Job
Identify the lines that contain the string "React", then copy each of them.

## start Dataset excerpt

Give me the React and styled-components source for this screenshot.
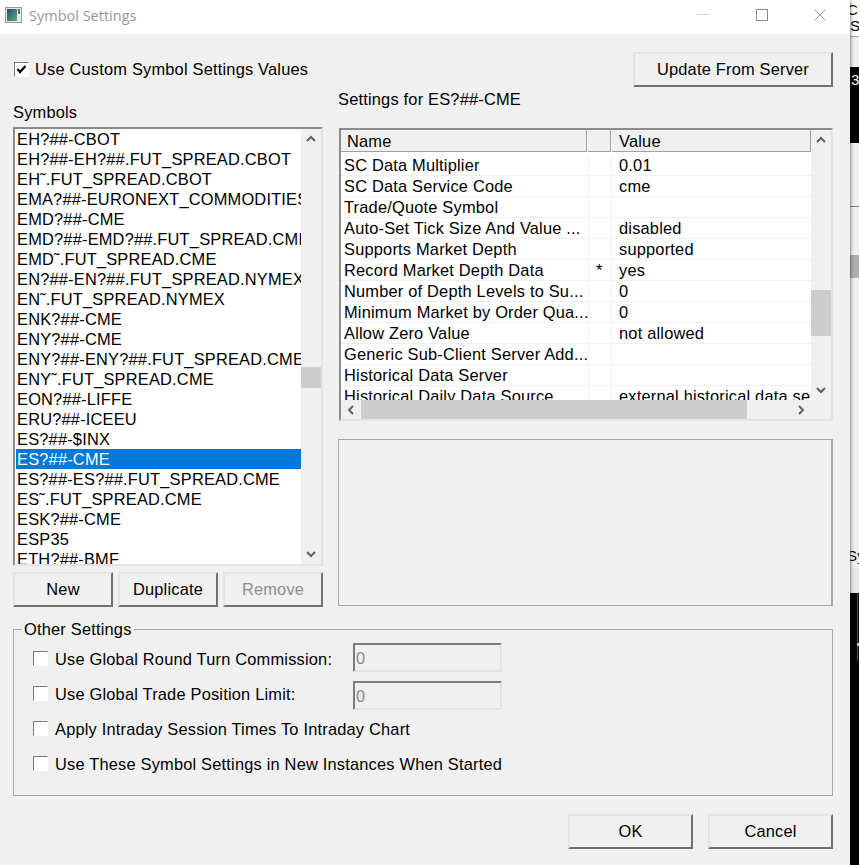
import React from 'react';
import styled, { createGlobalStyle } from 'styled-components';

const GlobalStyle = createGlobalStyle`
    html, body {
        margin: 0;
        padding: 0;
        background: #f0f0f0;
        overflow: hidden;
    }
    * {
        box-sizing: border-box;
    }
`

const Screen = styled.div`
    display: flex;
    width: 859px;
    height: 865px;
    font-family: "Liberation Sans", Arial, sans-serif;
    font-size: 16.4px;
    letter-spacing: 0.2px;
    color: #000;
    overflow: hidden;
`

const Dialog = styled.div`
    position: relative;
    z-index: 1;
    display: flex;
    flex-direction: column;
    width: 850px;
    flex-shrink: 0;
    background: #f0f0f0;
    box-shadow: 0 0 4px rgba(0, 0, 0, 0.7);
`

const TitleBar = styled.div`
    display: flex;
    align-items: center;
    height: 34px;
    flex-shrink: 0;
    padding: 0 0 4px 5px;
    background: #fff;
`

const TitleText = styled.div`
    margin: 1px 0 0 7px;
    font-family: "Open Sans", sans-serif;
    font-size: 14.5px;
    letter-spacing: 0;
    color: #999;
`

const WindowButtons = styled.div`
    display: flex;
    align-items: center;
    gap: 46.5px;
    margin-left: auto;
    padding-right: 24px;
`

const Body = styled.div`
    display: flex;
    flex-direction: column;
    padding: 18px 17px 0 13px;
`

const Columns = styled.div`
    display: flex;
    gap: 15px;
`

const LeftColumn = styled.div`
    display: flex;
    flex-direction: column;
    width: 310px;
`

const RightColumn = styled.div`
    display: flex;
    flex-direction: column;
    width: 495px;
`

const CheckRow = styled.label`
    display: flex;
    align-items: center;
    height: 35px;
    gap: 6px;
    padding-left: ${props => props.$indent || 0}px;
`

const Box = styled.span`
    display: flex;
    align-items: center;
    justify-content: center;
    width: 15px;
    height: 15px;
    flex-shrink: 0;
    background: #fff;
    border: 1px solid;
    border-color: #7a7a7a #fff #fff #7a7a7a;
`

const SymbolsLabel = styled.div`
    height: 20px;
    line-height: 20px;
    margin-top: 15px;
`

const ListBox = styled.div`
    display: flex;
    height: 439px;
    margin-top: 5px;
    border: 2px solid;
    border-color: #8c8c8c #e3e3e3 #e3e3e3 #8c8c8c;
    overflow: hidden;
    background: #fff;
`

const ListRows = styled.div`
    flex: 1;
    min-width: 0;
    padding-left: 1px;
    overflow: hidden;
`

const ListRow = styled.div`
    height: 20px;
    line-height: 20px;
    padding-left: 1px;
    white-space: nowrap;
    overflow: hidden;
    background: ${props => props.$selected ? '#0078d7' : 'transparent'};
    color: ${props => props.$selected ? '#fff' : '#000'};
`

const VScroll = styled.div`
    display: flex;
    flex-direction: column;
    width: ${props => props.$width}px;
    flex-shrink: 0;
    background: #f0f0f0;
`

const VArrow = styled.div`
    display: flex;
    align-items: center;
    justify-content: center;
    height: 20px;
    flex-shrink: 0;
    margin-top: ${props => props.$end ? 'auto' : '0'};
`

const VThumb = styled.div`
    height: ${props => props.$size}px;
    margin-top: ${props => props.$offset}px;
    background: #cdcdcd;
`

const ListButtons = styled.div`
    display: flex;
    gap: 5px;
    margin-top: 6px;
`

const Button = styled.button`
    width: ${props => props.$width}px;
    height: 35px;
    padding: 0;
    font-family: inherit;
    font-size: inherit;
    letter-spacing: inherit;
    color: ${props => props.disabled ? '#8f8f8f' : '#000'};
    background: #f0f0f0;
    border: 2px solid;
    border-color: #e3e3e3 #707070 #707070 #e3e3e3;
`

const TopRight = styled.div`
    display: flex;
    justify-content: flex-end;
`

const SettingsLabel = styled.div`
    height: 20px;
    line-height: 20px;
    margin-top: 2px;
`

const GridPanel = styled.div`
    display: flex;
    flex-direction: column;
    height: 293px;
    margin: 19px 0 0 1px;
    border: 2px solid;
    border-color: #8c8c8c #e3e3e3 #e3e3e3 #8c8c8c;
    background: #f0f0f0;
`

const GridMain = styled.div`
    display: flex;
    height: 270px;
`

const GridRows = styled.div`
    flex: 1;
    min-width: 0;
    background: #fff;
    overflow: hidden;
`

const HeaderRow = styled.div`
    display: flex;
    height: 25px;
    background: #fff;
`

const HeaderCell = styled.div`
    width: ${props => props.$width}px;
    flex-shrink: 0;
    height: 22px;
    line-height: 22px;
    padding-left: ${props => props.$pad}px;
    margin-right: 1px;
    background: #f0f0f0;
    border-bottom: 1px solid #a0a0a0;
    border-right: 1px solid #a0a0a0;
`

const DataRow = styled.div`
    display: flex;
    height: 21px;
    border-bottom: 1px solid #f0f0f0;
`

const DataCell = styled.div`
    width: ${props => props.$width}px;
    flex-shrink: 0;
    line-height: 20px;
    padding-left: ${props => props.$pad}px;
    white-space: nowrap;
    overflow: hidden;
    border-right: ${props => props.$last ? 'none' : '1px solid #f0f0f0'};
`

const HScroll = styled.div`
    display: flex;
    height: 19px;
    width: 470px;
    background: #f0f0f0;
`

const HArrow = styled.div`
    display: flex;
    align-items: center;
    justify-content: center;
    width: 20px;
    flex-shrink: 0;
    margin-left: ${props => props.$end ? 'auto' : '0'};
`

const HThumb = styled.div`
    width: ${props => props.$size}px;
    background: #cdcdcd;
`

const DescriptionBox = styled.div`
    height: 167px;
    margin-top: 18px;
    border: 1px solid #a8a8a8;
    border-right-width: 2px;
`

const Group = styled.fieldset`
    height: 177px;
    margin: 12px 0 0;
    padding: 0;
    width: 820px;
    border: 1px solid #a8a8a8;
`

const GroupTitle = styled.legend`
    height: 20px;
    line-height: 20px;
    margin-left: 8px;
    padding: 0 2px;
`

const GroupRows = styled.div`
    display: flex;
    flex-direction: column;
    padding: 2px 0 0 19px;
`

const OptionRow = styled.div`
    display: flex;
    align-items: flex-start;
    height: 35px;
`

const OptionLabel = styled.label`
    display: flex;
    align-items: center;
    gap: 7px;
    width: 320px;
    height: 35px;
    white-space: nowrap;

    ${Box} {
        margin-bottom: 1px;
    }
`

const OptionText = styled.span`
    padding-top: 2px;
`

const ValueInput = styled.div`
    width: 149px;
    height: 29px;
    margin-top: ${props => props.$offset}px;
    padding-left: 1px;
    line-height: 26px;
    color: #8a8a8a;
    border: 2px solid;
    border-color: #7a7a7a #e3e3e3 #e3e3e3 #7a7a7a;
`

const Footer = styled.div`
    display: flex;
    justify-content: flex-end;
    gap: 15px;
    margin-top: 18px;
    width: 820px;
`

// background window showing to the right of the dialog
const BackWindow = styled.div`
    display: flex;
    flex-direction: column;
    flex: 1;
    min-width: 0;
    background: #f0f0f0;
    overflow: hidden;
`

const BackCaption = styled.div`
    height: 37px;
    padding-top: 2px;
    font-size: 15px;
    line-height: 16px;
    text-indent: -3px;
    background: #fff;
    border-bottom: 1px solid #a0a0a0;
    white-space: nowrap;
`

const BackGap = styled.div`
    height: ${props => props.$height}px;
    background: ${props => props.$color || '#f0f0f0'};
    border-bottom: ${props => props.$line ? '1px solid #808080' : 'none'};
    line-height: ${props => props.$height}px;
    font-size: 15px;
    text-indent: -3px;
    white-space: nowrap;
`

const BackDark = styled.div`
    height: 76px;
    color: #fff;
    font-size: 15px;
    line-height: 26px;
    padding-left: 1px;
    background: #000;
`

const BackChart = styled.div`
    display: flex;
    flex: 1;
    justify-content: flex-end;
    padding-right: 1px;
    background: #000;
`

const RedLine = styled.div`
    display: flex;
    align-items: flex-start;
    width: 1px;
    height: 68px;
    background: #f00;
`

const GreenDot = styled.div`
    width: 2px;
    height: 3px;
    margin-top: 50px;
    flex-shrink: 0;
    background: #b5e48c;
`

const symbols = [
    'EH?##-CBOT',
    'EH?##-EH?##.FUT_SPREAD.CBOT',
    'EH˜.FUT_SPREAD.CBOT',
    'EMA?##-EURONEXT_COMMODITIES',
    'EMD?##-CME',
    'EMD?##-EMD?##.FUT_SPREAD.CME',
    'EMD˜.FUT_SPREAD.CME',
    'EN?##-EN?##.FUT_SPREAD.NYMEX',
    'EN˜.FUT_SPREAD.NYMEX',
    'ENK?##-CME',
    'ENY?##-CME',
    'ENY?##-ENY?##.FUT_SPREAD.CME',
    'ENY˜.FUT_SPREAD.CME',
    'EON?##-LIFFE',
    'ERU?##-ICEEU',
    'ES?##-$INX',
    'ES?##-CME',
    'ES?##-ES?##.FUT_SPREAD.CME',
    'ES˜.FUT_SPREAD.CME',
    'ESK?##-CME',
    'ESP35',
    'ETH?##-BMF',
];

const settings = [
    ['SC Data Multiplier', '', '0.01'],
    ['SC Data Service Code', '', 'cme'],
    ['Trade/Quote Symbol', '', ''],
    ['Auto-Set Tick Size And Value ...', '', 'disabled'],
    ['Supports Market Depth', '', 'supported'],
    ['Record Market Depth Data', '*', 'yes'],
    ['Number of Depth Levels to Su...', '', '0'],
    ['Minimum Market by Order Qua...', '', '0'],
    ['Allow Zero Value', '', 'not allowed'],
    ['Generic Sub-Client Server Add...', '', ''],
    ['Historical Data Server', '', ''],
    ['Historical Daily Data Source', '', 'external historical data service'],
];

const chevrons = {
    up: '1,6 5,2 9,6',
    down: '1,2 5,6 9,2',
    left: '6,1 2,5 6,9',
    right: '2,1 6,5 2,9',
};

const Chevron = ({ dir }) => {
    const flat = dir === 'up' || dir === 'down';
    return <svg width={flat ? 10 : 8} height={flat ? 8 : 10} viewBox={flat ? '0 0 10 8' : '0 0 8 10'}>
        <polyline points={chevrons[dir]} fill="none" stroke="#606060" strokeWidth="2" />
    </svg>
}

const Check = () => <svg width="11" height="11" viewBox="0 0 11 11">
    <polyline points="1.5,5 4,8 9.5,2" fill="none" stroke="#000" strokeWidth="2.2" />
</svg>

const AppIcon = () => <svg width="17" height="16" viewBox="0 0 17 16">
    <defs>
        <linearGradient id="appIconFill" x1="0" y1="0" x2="1" y2="1">
            <stop offset="0" stopColor="#1f4f63" />
            <stop offset="1" stopColor="#5fa98a" />
        </linearGradient>
    </defs>
    <rect x="0.5" y="0.5" width="16" height="15" fill="#e8e8e8" stroke="#9a9a9a" />
    <rect x="2" y="2" width="10" height="12" fill="url(#appIconFill)" />
    <rect x="13" y="2" width="2" height="5" fill="#5a6a70" />
</svg>

const WindowIcon = ({ kind }) => {
    if (kind === 'min') {
        return <svg width="12" height="12" viewBox="0 0 12 12">
            <line x1="0" y1="5.5" x2="12" y2="5.5" stroke="#d0d0d0" />
        </svg>
    }
    if (kind === 'max') {
        return <svg width="12" height="12" viewBox="0 0 12 12">
            <rect x="0.5" y="0.5" width="11" height="11" fill="none" stroke="#8a8a8a" />
        </svg>
    }
    return <svg width="12" height="12" viewBox="0 0 12 12">
        <path d="M0.5 0.5 L11.5 11.5 M11.5 0.5 L0.5 11.5" fill="none" stroke="#999" />
    </svg>
}

const Option = ({ label, value, offset }) => <OptionRow>
    <OptionLabel><Box /><OptionText>{label}</OptionText></OptionLabel>
    {value !== undefined && <ValueInput $offset={offset}>{value}</ValueInput>}
</OptionRow>

const App = () => <Screen>
    <GlobalStyle />
    <Dialog>
        <TitleBar>
            <AppIcon />
            <TitleText>Symbol Settings</TitleText>
            <WindowButtons>
                <WindowIcon kind="min" />
                <WindowIcon kind="max" />
                <WindowIcon kind="close" />
            </WindowButtons>
        </TitleBar>
        <Body>
            <Columns>
                <LeftColumn>
                    <CheckRow $indent={1}><Box><Check /></Box>Use Custom Symbol Settings Values</CheckRow>
                    <SymbolsLabel>Symbols</SymbolsLabel>
                    <ListBox>
                        <ListRows>
                            {symbols.map(s => <ListRow key={s} $selected={s === 'ES?##-CME'}>{s}</ListRow>)}
                        </ListRows>
                        <VScroll $width={20}>
                            <VArrow><Chevron dir="up" /></VArrow>
                            <VThumb $size={21} $offset={218} />
                            <VArrow $end><Chevron dir="down" /></VArrow>
                        </VScroll>
                    </ListBox>
                    <ListButtons>
                        <Button $width={100}>New</Button>
                        <Button $width={100}>Duplicate</Button>
                        <Button $width={100} disabled>Remove</Button>
                    </ListButtons>
                </LeftColumn>
                <RightColumn>
                    <TopRight><Button $width={200}>Update From Server</Button></TopRight>
                    <SettingsLabel>Settings for ES?##-CME</SettingsLabel>
                    <GridPanel>
                        <GridMain>
                            <GridRows>
                                <HeaderRow>
                                    <HeaderCell $width={246} $pad={6}>Name</HeaderCell>
                                    <HeaderCell $width={23} $pad={0} />
                                    <HeaderCell $width={199} $pad={7}>Value</HeaderCell>
                                </HeaderRow>
                                {settings.map(([name, mark, value]) => <DataRow key={name}>
                                    <DataCell $width={248} $pad={3}>{name}</DataCell>
                                    <DataCell $width={23} $pad={7}>{mark}</DataCell>
                                    <DataCell $width={199} $pad={7} $last>{value}</DataCell>
                                </DataRow>)}
                            </GridRows>
                            <VScroll $width={20}>
                                <VArrow><Chevron dir="up" /></VArrow>
                                <VThumb $size={46} $offset={140} />
                                <VArrow $end><Chevron dir="down" /></VArrow>
                            </VScroll>
                        </GridMain>
                        <HScroll>
                            <HArrow><Chevron dir="left" /></HArrow>
                            <HThumb $size={386} />
                            <HArrow $end><Chevron dir="right" /></HArrow>
                        </HScroll>
                    </GridPanel>
                    <DescriptionBox />
                </RightColumn>
            </Columns>
            <Group>
                <GroupTitle>Other Settings</GroupTitle>
                <GroupRows>
                    <Option label="Use Global Round Turn Commission:" value="0" offset={2} />
                    <Option label="Use Global Trade Position Limit:" value="0" offset={5} />
                    <Option label="Apply Intraday Session Times To Intraday Chart" />
                    <Option label="Use These Symbol Settings in New Instances When Started" />
                </GroupRows>
            </Group>
            <Footer>
                <Button $width={125}>OK</Button>
                <Button $width={125}>Cancel</Button>
            </Footer>
        </Body>
    </Dialog>
    <BackWindow>
        <BackCaption>Ch<br />St</BackCaption>
        <BackGap $height={30} />
        <BackDark>3</BackDark>
        <BackGap $height={64} $line />
        <BackGap $height={48} />
        <BackGap $height={23} $color="#b0b0b0" />
        <BackGap $height={266} />
        <BackGap $height={24}>Sy</BackGap>
        <BackGap $height={25} $color="#e8e8e8" />
        <BackChart>
            <RedLine><GreenDot /></RedLine>
        </BackChart>
    </BackWindow>
</Screen>

export default App;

## end Dataset excerpt

Full output
Give me the React and styled-components source for this screenshot.
import React from 'react';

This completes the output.